In effect, this leaves limited liberties for the agency to presume complicity among minors, initiate wide-scale raids against unauthorized immigrants, and justify mass deportation as a federal prerogative. The end beneficiary is Biden's Citizenship Act, as it can deliver on annual per-country immigration limits and scrap multiyear re-entry obstacles once America's bureaucratic machinery compliments the government's proposed immigration goals.
Gaining Republican support in Congress will be challenging, but it is not impossible.
The task is challenging because hardly any Republican lawmakers agreed to lead a bipartisan charge on the Democrat-led immigration reform effort. Party members either activated fears of an unexplained border crisis, or preceded the arrangement with their own immigration bill counterweights – tall on demands, and painfully short on legalization guarantees.
Still, some degree of bipartisan support merits optimism for the Biden Citizenship Act. For instance, the current bill does not repackage lofty border security provisions or employment verification promises of the past.
Note that these measures were included in the 2013 immigration legislation to appeal to Republicans, but ultimately transformed the Democrats' immigration reform agenda into an aggressive border security plan in the Senate.
In stark contrast, the Biden plan places a premium on extending "permanent residence" to those denied cover. This line of argument has been a subject of broad bipartisan support in recent times, evidenced by numerous party bills that made it to the fore.
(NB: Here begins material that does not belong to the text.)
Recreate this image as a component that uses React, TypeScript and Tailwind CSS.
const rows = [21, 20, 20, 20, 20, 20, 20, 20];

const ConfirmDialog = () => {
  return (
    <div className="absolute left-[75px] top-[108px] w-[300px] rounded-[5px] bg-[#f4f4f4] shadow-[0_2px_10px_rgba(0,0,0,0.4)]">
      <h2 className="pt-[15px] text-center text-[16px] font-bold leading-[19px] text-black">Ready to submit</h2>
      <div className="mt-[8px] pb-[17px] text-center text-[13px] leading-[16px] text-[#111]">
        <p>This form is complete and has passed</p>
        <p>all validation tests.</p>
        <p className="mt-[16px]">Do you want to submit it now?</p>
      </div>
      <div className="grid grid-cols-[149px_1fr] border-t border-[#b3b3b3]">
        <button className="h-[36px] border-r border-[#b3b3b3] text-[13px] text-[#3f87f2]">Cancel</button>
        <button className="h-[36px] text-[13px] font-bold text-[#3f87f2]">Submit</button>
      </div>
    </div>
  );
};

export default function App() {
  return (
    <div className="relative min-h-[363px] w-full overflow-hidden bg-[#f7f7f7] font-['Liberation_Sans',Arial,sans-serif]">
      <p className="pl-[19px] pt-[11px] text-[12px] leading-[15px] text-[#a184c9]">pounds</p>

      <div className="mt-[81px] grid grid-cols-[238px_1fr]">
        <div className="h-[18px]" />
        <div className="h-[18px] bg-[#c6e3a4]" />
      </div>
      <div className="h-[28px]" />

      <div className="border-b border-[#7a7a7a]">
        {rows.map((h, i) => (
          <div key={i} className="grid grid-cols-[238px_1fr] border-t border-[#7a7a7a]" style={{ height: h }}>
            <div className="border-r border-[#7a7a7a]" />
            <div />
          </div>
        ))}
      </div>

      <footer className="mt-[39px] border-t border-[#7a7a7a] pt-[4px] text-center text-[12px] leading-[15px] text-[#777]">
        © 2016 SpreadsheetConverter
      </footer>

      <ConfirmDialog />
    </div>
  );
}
As a result, the strength of Biden's citizenship mega-plan will be judged by its ability to consolidate competing party approaches under one uniformed immigration umbrella. The advancement of asylum relief and federal agency guidelines is a welcome step to distinguishing multilayered immigration processes from unilateral outcomes. An overdependence on the latter is what fueled the rise of the border crisis myth.